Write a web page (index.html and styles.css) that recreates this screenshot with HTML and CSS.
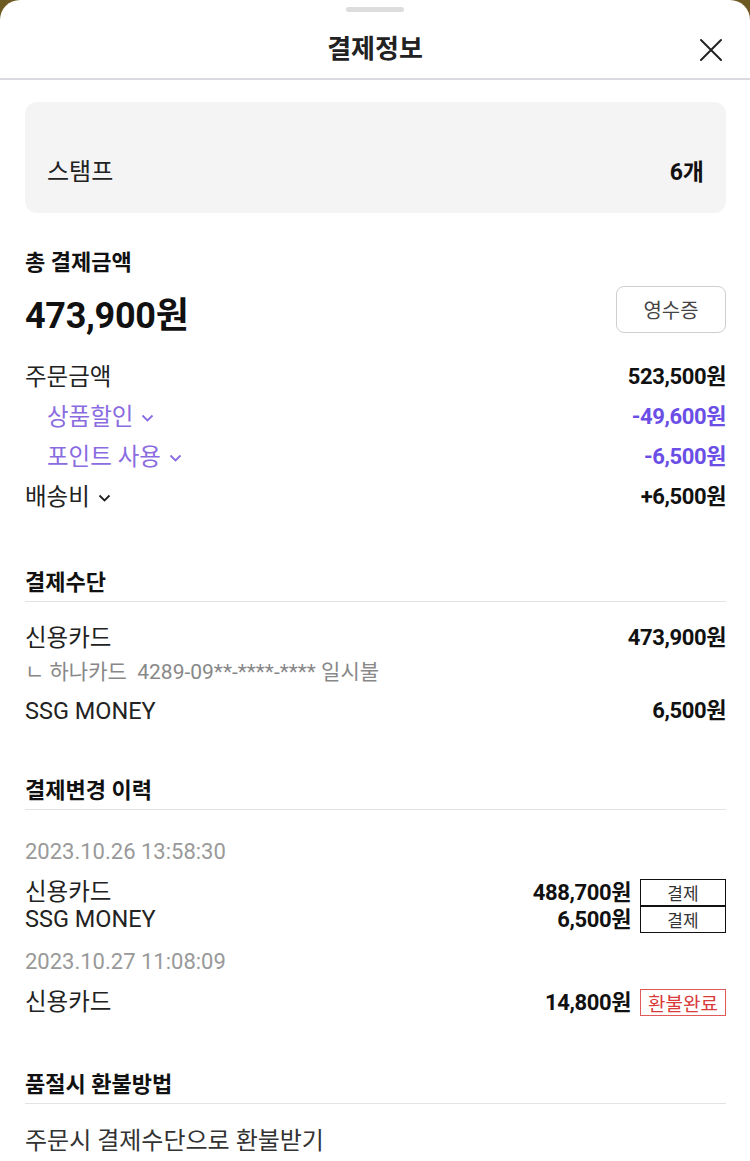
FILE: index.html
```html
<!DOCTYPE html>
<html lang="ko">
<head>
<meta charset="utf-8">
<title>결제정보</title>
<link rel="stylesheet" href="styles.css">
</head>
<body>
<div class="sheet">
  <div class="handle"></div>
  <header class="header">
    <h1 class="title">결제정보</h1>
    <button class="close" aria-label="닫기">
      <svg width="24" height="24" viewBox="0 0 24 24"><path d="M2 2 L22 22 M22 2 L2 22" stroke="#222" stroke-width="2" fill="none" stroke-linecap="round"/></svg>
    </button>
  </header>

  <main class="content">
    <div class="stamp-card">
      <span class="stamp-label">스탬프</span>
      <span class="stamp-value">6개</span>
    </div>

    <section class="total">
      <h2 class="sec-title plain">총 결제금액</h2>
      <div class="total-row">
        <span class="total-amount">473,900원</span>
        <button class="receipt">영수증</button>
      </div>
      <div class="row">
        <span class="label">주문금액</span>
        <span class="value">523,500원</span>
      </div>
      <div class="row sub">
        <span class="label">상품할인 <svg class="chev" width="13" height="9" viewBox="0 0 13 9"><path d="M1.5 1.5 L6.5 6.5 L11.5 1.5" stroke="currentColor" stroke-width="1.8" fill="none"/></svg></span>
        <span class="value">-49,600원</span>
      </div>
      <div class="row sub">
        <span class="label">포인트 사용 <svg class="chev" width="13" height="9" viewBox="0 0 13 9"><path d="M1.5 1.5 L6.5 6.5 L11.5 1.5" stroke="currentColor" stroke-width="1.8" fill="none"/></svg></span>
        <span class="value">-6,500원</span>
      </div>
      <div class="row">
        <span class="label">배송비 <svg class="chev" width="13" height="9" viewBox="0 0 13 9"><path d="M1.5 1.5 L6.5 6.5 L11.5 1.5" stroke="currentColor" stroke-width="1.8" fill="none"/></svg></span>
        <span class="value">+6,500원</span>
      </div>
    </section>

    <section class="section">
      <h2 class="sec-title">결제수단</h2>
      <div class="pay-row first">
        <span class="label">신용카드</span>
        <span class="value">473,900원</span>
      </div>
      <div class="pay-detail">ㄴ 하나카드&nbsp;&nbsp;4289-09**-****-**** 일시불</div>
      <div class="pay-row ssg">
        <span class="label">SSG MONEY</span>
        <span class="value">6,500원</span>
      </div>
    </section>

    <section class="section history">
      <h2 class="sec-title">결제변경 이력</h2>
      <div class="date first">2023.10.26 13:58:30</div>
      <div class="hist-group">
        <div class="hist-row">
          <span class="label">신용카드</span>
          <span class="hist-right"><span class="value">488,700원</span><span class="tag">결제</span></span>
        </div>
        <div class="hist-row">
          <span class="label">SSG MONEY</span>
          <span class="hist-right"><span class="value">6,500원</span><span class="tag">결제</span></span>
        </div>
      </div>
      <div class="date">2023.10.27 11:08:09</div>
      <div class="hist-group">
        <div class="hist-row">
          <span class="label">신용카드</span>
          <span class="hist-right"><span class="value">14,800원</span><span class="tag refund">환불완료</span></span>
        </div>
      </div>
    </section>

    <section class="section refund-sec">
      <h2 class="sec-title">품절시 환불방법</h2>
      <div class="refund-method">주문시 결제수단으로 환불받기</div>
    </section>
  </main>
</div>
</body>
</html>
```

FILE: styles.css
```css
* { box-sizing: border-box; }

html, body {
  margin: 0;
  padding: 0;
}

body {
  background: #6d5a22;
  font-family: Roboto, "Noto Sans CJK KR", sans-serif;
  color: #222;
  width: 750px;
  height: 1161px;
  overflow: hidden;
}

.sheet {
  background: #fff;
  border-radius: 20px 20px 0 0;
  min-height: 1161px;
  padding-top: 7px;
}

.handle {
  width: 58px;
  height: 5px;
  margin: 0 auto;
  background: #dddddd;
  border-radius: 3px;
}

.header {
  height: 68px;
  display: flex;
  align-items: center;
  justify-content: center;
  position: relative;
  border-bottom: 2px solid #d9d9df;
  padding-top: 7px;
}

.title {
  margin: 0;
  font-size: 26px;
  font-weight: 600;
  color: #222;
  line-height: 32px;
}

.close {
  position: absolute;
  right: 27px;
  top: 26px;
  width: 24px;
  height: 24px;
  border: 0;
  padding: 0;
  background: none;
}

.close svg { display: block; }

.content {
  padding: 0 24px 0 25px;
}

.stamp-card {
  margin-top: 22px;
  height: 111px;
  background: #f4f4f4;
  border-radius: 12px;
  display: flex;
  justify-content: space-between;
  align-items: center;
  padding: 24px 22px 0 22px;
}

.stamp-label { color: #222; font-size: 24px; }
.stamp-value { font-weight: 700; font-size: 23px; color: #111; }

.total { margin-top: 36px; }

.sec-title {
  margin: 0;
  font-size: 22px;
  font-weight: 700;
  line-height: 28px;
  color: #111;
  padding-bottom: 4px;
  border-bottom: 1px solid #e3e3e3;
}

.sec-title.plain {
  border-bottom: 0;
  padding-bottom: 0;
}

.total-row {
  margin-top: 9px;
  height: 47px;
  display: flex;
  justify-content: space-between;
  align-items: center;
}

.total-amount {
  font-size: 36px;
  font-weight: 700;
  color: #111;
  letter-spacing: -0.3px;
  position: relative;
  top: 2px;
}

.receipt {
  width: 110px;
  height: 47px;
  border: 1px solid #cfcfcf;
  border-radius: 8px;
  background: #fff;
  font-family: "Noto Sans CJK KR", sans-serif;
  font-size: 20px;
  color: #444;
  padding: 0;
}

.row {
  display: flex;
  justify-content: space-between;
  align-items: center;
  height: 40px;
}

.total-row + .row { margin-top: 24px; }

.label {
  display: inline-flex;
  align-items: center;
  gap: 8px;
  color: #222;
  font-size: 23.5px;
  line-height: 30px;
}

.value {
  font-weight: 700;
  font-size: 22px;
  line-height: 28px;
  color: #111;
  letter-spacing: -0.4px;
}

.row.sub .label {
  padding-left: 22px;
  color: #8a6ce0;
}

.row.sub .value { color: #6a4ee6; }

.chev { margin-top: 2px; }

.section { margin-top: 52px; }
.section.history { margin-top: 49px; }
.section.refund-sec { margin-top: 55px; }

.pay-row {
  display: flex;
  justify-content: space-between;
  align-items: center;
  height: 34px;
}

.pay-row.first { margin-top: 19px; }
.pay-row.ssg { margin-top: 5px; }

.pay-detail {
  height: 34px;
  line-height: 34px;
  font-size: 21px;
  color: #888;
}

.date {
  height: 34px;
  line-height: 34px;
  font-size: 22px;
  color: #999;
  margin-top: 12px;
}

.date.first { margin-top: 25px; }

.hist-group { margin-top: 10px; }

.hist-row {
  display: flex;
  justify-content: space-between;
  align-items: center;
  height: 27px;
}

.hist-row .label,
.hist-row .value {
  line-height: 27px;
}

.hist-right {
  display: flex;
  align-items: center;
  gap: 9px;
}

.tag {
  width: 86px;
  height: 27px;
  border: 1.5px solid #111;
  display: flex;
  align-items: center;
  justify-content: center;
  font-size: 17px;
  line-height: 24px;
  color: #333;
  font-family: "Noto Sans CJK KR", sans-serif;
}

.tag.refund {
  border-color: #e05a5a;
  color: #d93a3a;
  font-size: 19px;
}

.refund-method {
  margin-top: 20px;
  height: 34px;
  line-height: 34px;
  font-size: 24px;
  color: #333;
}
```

* **Your objective**: Report only the count of lines that include the string "styles".

* **Task answer**: 3